Au milieu des années 1870, le gouvernement fédéral fait construire une ligne télégraphique allant de Winnipeg jusqu’au Fort Edmonton. Cette ligne télégraphique traverse la rivière Saskatchewan-Sud quelques kilomètres au nord de la future ville de Saskatoon à un endroit appelé Clark’s Crossing.



L'arrivé de Lake

S’il y a de l’activité à la Prairie Ronde et à Clark’s Crossing dès 1875, il ne semble pas y avoir d’activité dans la région de Saskatoon avant 1882 date à laquelle John Neilson Lake de la Temperance Colonization Society quitte Toronto et se rend dans l’Ouest avec un groupe d’arpenteurs pour choisir le site de la future colonie de tempérance. «Le groupe voyage par train de Toronto à Moosomin, le terminus du CPR à cette époque, et ensuite en wagon, arrivant à Clark’s Crossing le 28 juillet. Là, ils établissent leur base d’opération.»1 Une partie du trajet du groupe doit se faire aux États-Unis car la Compagnie du Canadien Pacifique n’a pas encore construit la ligne de chemin de fer entre Sault-Sainte-Marie et Winnipeg.
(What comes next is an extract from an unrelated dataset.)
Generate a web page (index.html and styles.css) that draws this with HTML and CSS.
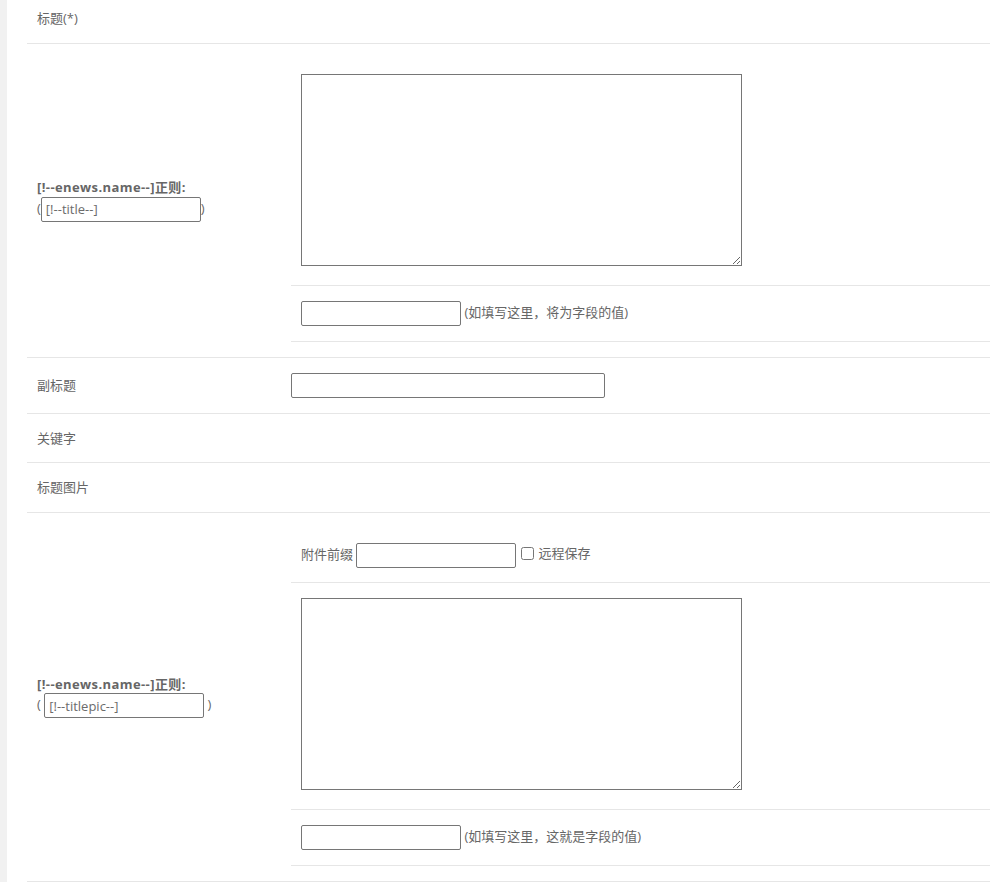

Les pistes dans la région de Saskatoon vers 1883Au début, Lake pense à Clark’s Crossing comme site de sa colonie de tempérance, mais le traversier est situé à l’extrême nord de la concession de la compagnie. Le groupe se rend ensuite à la réserve du chef White Cap et lors de son retour à Clark’s Crossing, après une visite peu productive avec le chef sioux, ils s’arrêtent pour la nuit sur les bords de la rivière Saskatchewan-Sud dans la région de la future avenue Broadway. C’est cet endroit qu’on choisit comme site de la colonie. «Il s’agissait d’un choix délibéré; non seulement était-il reconnu que la rivière serait une bonne source d’eau pour la consommation domestique et pour l’irrigation dans ce pays dépourvu de sources d’eau, mais on croyait aussi que la rivière fournirait un moyen de transport vers le lac Winnipeg.»2

Fin août 1882, le groupe a installé son campement à cet endroit et a même choisi un nom pour la colonie. «Le nom “Minnetonka” avait été suggéré mais le 20 août, un membre du groupe apporte une branche couverte de baies rouges. Lake, apprenant que les Indiens appellent ces baies saskatoons, (Mis-sask-quah-too-min ) un tapis de fleurs, choisit immédiatement “Saskatoon” comme nom de la colonie.»3

Ayant donné un nom à la colonie, John N. Lake retourne à Toronto pour recruter des colons, tandis que certains membres du groupe choisissent de passer l’hiver à Prince Albert plutôt que de refaire le long trajet.

Lake revient au printemps suivant avec un groupe d’environ 35 colons. Cette fois, le groupe peut se rendre en train jusqu’à Moose Jaw, le nouveau terminus du Canadien Pacifique, avant d’entreprendre le long voyage en «wagon» jusqu’à Saskatoon. On y trace les premières rues. La colonie longe le côté est de la rivière et comprend des rues bien connues aujourd’hui: Broadway, Victoria, Main et Lansdowne. Les dirigeants de la Temperance Colonization Society demandent aux arpenteurs d'abandonner le plan des rues utilisé dans toutes les villes de cette époque. On demande que les rues et les avenues soient très larges permettant ainsi de bâtir des terre-pleins centraux.